An artificial intelligence program is algorithmic: You write a series of instructions that are based on conditionals, and you anticipate what the problems might be. AI robot soccer players make mistakes because you can’t possibly anticipate every possible scenario on a field. Instead of writing algorithms, we have our BBDs play sample games and learn, just the way you train your dog to do tricks.
At the invitation of the Defense Advanced Research Projects Agency, we incorporated a brain of the kind that we were just talking about into a Segway transporter. And we played a match of soccer against Carnegie Mellon University, which worked with an AI-based Segway. We won five games out of five. That’s because our device learned to pick up a ball and kick it back to a human colleague. It learned the colors of its teammates. It did not just execute algorithms.

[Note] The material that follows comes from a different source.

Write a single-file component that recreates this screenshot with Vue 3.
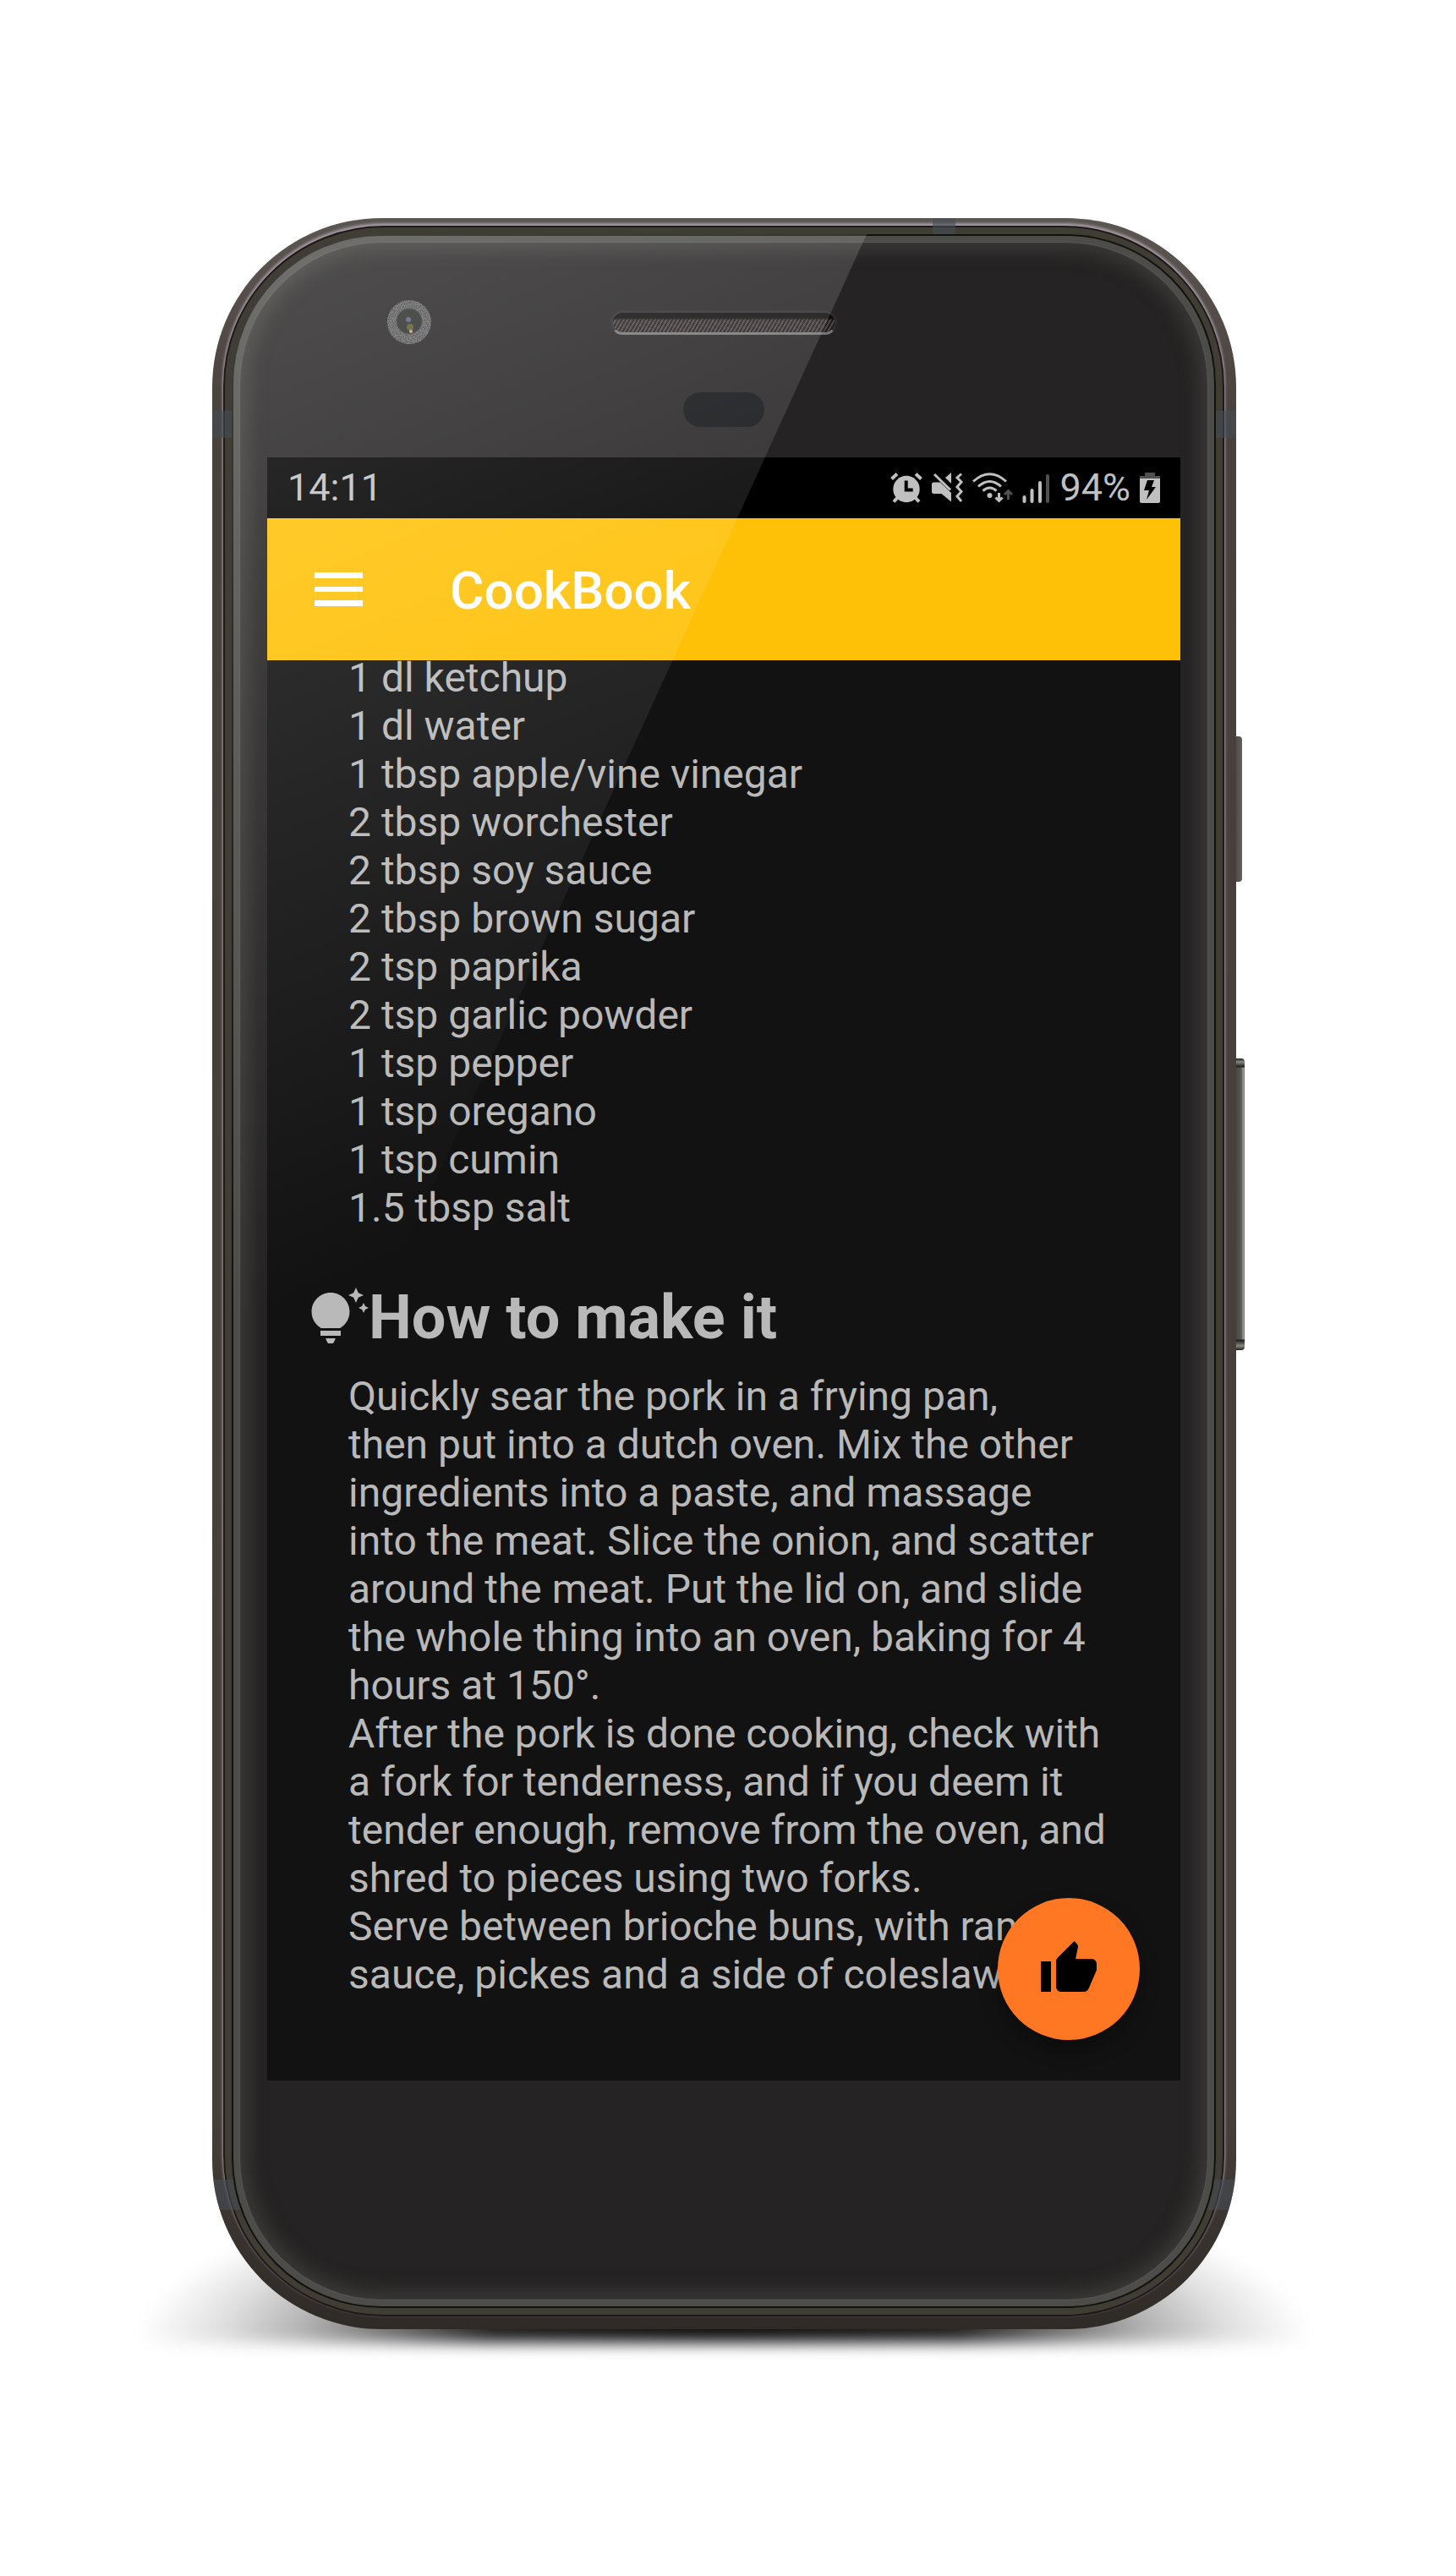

It’s hard to comprehend what you are doing. What is the equivalent of a neuron in your brain-based device?
A biological neuron has a complex shape with a set of diverging branches, called dendrites, coming from one part of the center of the cell, and a very long single process called an axon. When you stimulate a neuron, ions like sodium and potassium and chloride flow back and forth, causing what’s called an action potential to travel down the neuron, through the axon, to a synapse. At the synapse, the neuron releases neurotransmitters that flow into another, postsynaptic neuron, which then fires too. In a BBD, we use a computer to simulate these properties, emulating everything that a real neuron does in a series of descriptions from a computer. We have a set of simple equations that describe neuron firing so well that even an expert can’t tell the difference between our simulation spikes and the real thing.
All these simulations and equations sound a lot like the artificial intelligence ideas that haven’t been very successful so far. How does your concept for a conscious artifact differ?
The brain can be simulated on a computer, but when you interface a BBD with the real world, it has the same old problem: The input is ambiguous and complex. What is the best way for the BBD to respond? Neural Darwinism explains how to solve the problem. On our computers we can trace all of the simulated neuronal connections during anything the BBD does. Every 200 milliseconds after the behavior, we ask: What was firing? What was connected? Using mathematical techniques we can actually see the whole thing converge to an output. Of course we are not working with a real brain, but it’s a hint as to what we might need to do to understand real brains.
When are we going to see the first conscious artifact emerge from your laboratory?
Eugene Izhikevitch [a mathematician at the Neurosciences Institute] and I have made a model with a million simulated neurons and almost half a billion synapses, all connected through neuronal anatomy equivalent to that of a cat brain. What we find, to our delight, is that it has intrinsic activity. Up until now our BBDs had activity only when they confronted the world, when they saw input signals. In between signals, they went dark. But this damn thing now fires on its own continually. The second thing is, it has beta waves and gamma waves just like the regular cortex—what you would see if you did an electroencephalogram. Third of all, it has a rest state. That is, when you don’t stimulate it, the whole population of neurons stray back and forth, as has been described by scientists in human beings who aren’t thinking of anything.
In other words, our device has some lovely properties that are necessary to the idea of a conscious artifact. It has that property of indwelling activity. So the brain is already speaking to itself. That’s a very important concept for consciousness.